Peace (in the comic),
I had this urge to write a poem about hyperlinks for Digital Writing Month. You know, hyperlinks are the most powerful feature of the Web, in my opinion, for the ways they can connect texts and ideas together, and we often take the hyperlink for granted. But it is a powerful idea that allowed content on the Web to become … well, the Web, and not just some assorted random content.
I embed; you interact.
I’m the link inside the seam
with the power to attract
this idea to that idea and then off again to the next –
I’m underlined and powerful
sitting here inside this text.
You might think me odd
as I transport you from your spot –
an elevator shaft of movement
in associative thought.
But take a breath and look around
and see where you have landed
and tell me, reader of this link,
if you are not now standing
deep inside the chamber
of some other writer’s mind
which is where you needed to find yourself
after a bit of time, so …
I embed; You interact.
We weave ourselves
inside this map.
We create this journey, you and I.
You, the reader, open to adventure
as I, the link, draw the lines.
You can also listen to the podcast version of the poem:
Peace (in the poem),
As I have mentioned, I am going to be following Digital Writing Month, and I am creating a series of webcomics to go along with it. I don’t expect to meet the 50,000 words. But I hope to do some exploration and tinkering and playing around with mediums.

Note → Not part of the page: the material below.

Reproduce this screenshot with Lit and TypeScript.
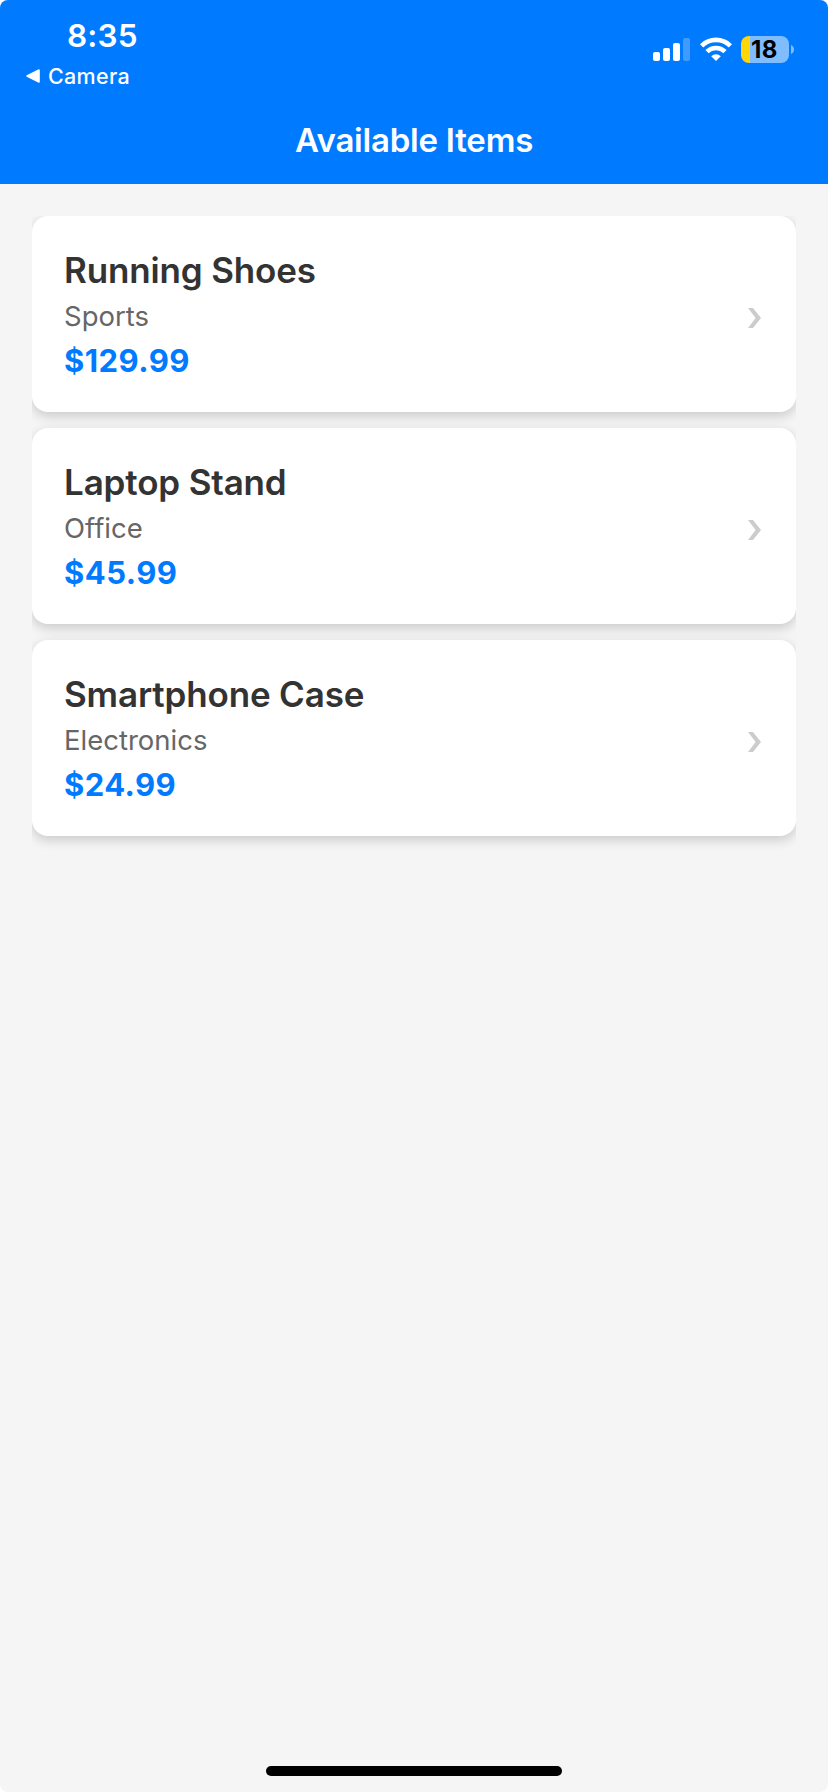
import { LitElement, html, css } from "lit";
import { customElement, property } from "lit/decorators.js";

const ITEMS = [
  { name: "Running Shoes", category: "Sports", price: 129.99 },
  { name: "Laptop Stand", category: "Office", price: 45.99 },
  { name: "Smartphone Case", category: "Electronics", price: 24.99 },
];

@customElement("status-bar")
class StatusBar extends LitElement {
  static styles = css`
    :host { display: flex; justify-content: space-between; height: 100px; color: #fff; }
    .left { display: flex; flex-direction: column; padding: 16px 0 0 26px; }
    .time { margin-left: 41px; font-size: 31.5px; line-height: 40px; font-weight: 600; letter-spacing: 0.2px; }
    .back { display: flex; align-items: center; gap: 8px; font-size: 21.5px; line-height: 24px; font-weight: 500; letter-spacing: 0.3px; margin-top: 8px; }
    .right { display: flex; align-items: flex-start; padding: 36px 34px 0 0; }
    .signal { margin: 2px 10px 0 0; }
    .wifi { margin: 1px 9px 0 0; }
    .battery { display: flex; align-items: center; justify-content: center; width: 48px; height: 27px; border-radius: 8px; box-sizing: border-box; padding-right: 1px; background: linear-gradient(90deg, #ffd60a 9px, #80bdff 9px); color: #000; font-size: 24px; line-height: 27px; font-weight: 700; letter-spacing: 0.5px; }
    .nub { margin: 9px 0 0 2px; }
    svg { display: block; }
  `;
  render() {
    return html`
      <div class="left">
        <div class="time">8:35</div>
        <div class="back">
          <svg width="14" height="14" viewBox="0 0 14 14"><path d="M1 7 13 1v12z" fill="#fff" stroke="#fff" stroke-width="1.6" stroke-linejoin="round"/></svg>
          <span>Camera</span>
        </div>
      </div>
      <div class="right">
        <svg class="signal" width="37" height="23" viewBox="0 0 37 23" fill="#fff">
          <rect x="0" y="14" width="7" height="9" rx="2"/>
          <rect x="10" y="10" width="7" height="13" rx="2"/>
          <rect x="20" y="5" width="7" height="18" rx="2"/>
          <rect x="30" y="0" width="7" height="23" rx="2" opacity="0.25"/>
        </svg>
        <svg class="wifi" width="32" height="25" viewBox="0 0 32 25" fill="none" stroke="#fff" stroke-width="4.6">
          <path d="M1.6 8.8a20.5 20.5 0 0 1 28.8 0"/>
          <path d="M7 14.6a13 13 0 0 1 18 0"/>
          <path d="M11.2 19.2a7 7 0 0 1 9.6 0L16 24.1z" fill="#fff" stroke="none"/>
        </svg>
        <div class="battery">18</div>
        <svg class="nub" width="3" height="9" viewBox="0 0 3 9"><path d="M0 0q3 1.5 3 4.5T0 9z" fill="#80bdff"/></svg>
      </div>
    `;
  }
}

@customElement("item-card")
class ItemCard extends LitElement {
  @property() name = "";
  @property() category = "";
  @property({ type: Number }) price = 0;
  static styles = css`
    :host { display: flex; align-items: center; justify-content: space-between; box-sizing: border-box; height: 196px; padding: 32px; border-radius: 16px; background: #fff; box-shadow: 0 4px 12px rgba(0, 0, 0, 0.18); }
    .name { font-size: 35px; line-height: 44px; font-weight: 600; letter-spacing: -0.15px; color: #333; }
    .category { margin-top: 4px; font-size: 27.5px; line-height: 40px; color: #666; }
    .price { margin-top: 5px; font-size: 31px; line-height: 40px; font-weight: 700; letter-spacing: 0.45px; color: #007aff; }
    .chevron { display: block; margin: 8px 3px 0 0; }
  `;
  render() {
    return html`
      <div>
        <div class="name">${this.name}</div>
        <div class="category">${this.category}</div>
        <div class="price">$${this.price.toFixed(2)}</div>
      </div>
      <svg class="chevron" width="13" height="20" viewBox="0 0 13 20"><path d="M0 0h5l8 10-8 10H0l7.6-10z" fill="#ccc"/></svg>
    `;
  }
}

@customElement("app-root")
class AppRoot extends LitElement {
  static styles = css`
    :host { display: block; background: #fff; font-family: Inter, "Liberation Sans", sans-serif; }
    .screen { display: flex; flex-direction: column; height: 1792px; background: #f5f5f5; border-radius: 8px; overflow: hidden; }
    .header { height: 184px; background: #007aff; color: #fff; }
    .title { text-align: center; font-size: 33px; line-height: 80px; font-weight: 600; letter-spacing: -0.22px; }
    .list { display: flex; flex-direction: column; flex: 1; gap: 16px; margin: 32px 32px 0; overflow: hidden; }
    .home { align-self: center; width: 296px; height: 10px; border-radius: 5px; background: #000; margin-bottom: 16px; }
  `;
  render() {
    return html`
      <div class="screen">
        <div class="header">
          <status-bar></status-bar>
          <div class="title">Available Items</div>
        </div>
        <div class="list">
          ${ITEMS.map((i) => html`<item-card .name=${i.name} .category=${i.category} .price=${i.price}></item-card>`)}
        </div>
        <div class="home"></div>
      </div>
    `;
  }
}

Here is a comic that I created yesterday:
But then, I thought about the idea of using a webcomic platform to create a comic in a comic, in a comic. It was sparked by the thought that code might be text in this kind of challenge.
Yeah. That’s how my month might be heading …
Peace (in the frames)
I never did try National Novel Writing Month. Thought about it … but never did it. Now, an offshoot is Digital Writing Month in which folks are encouraged to compose 50,000 words of digital words over the month of November. (Words, I hope, meaning text, image, video and multimedia … and comics). I might try it … or maybe I already do it? In either case, I hope to add some webcomics about the month to the mix every now and then.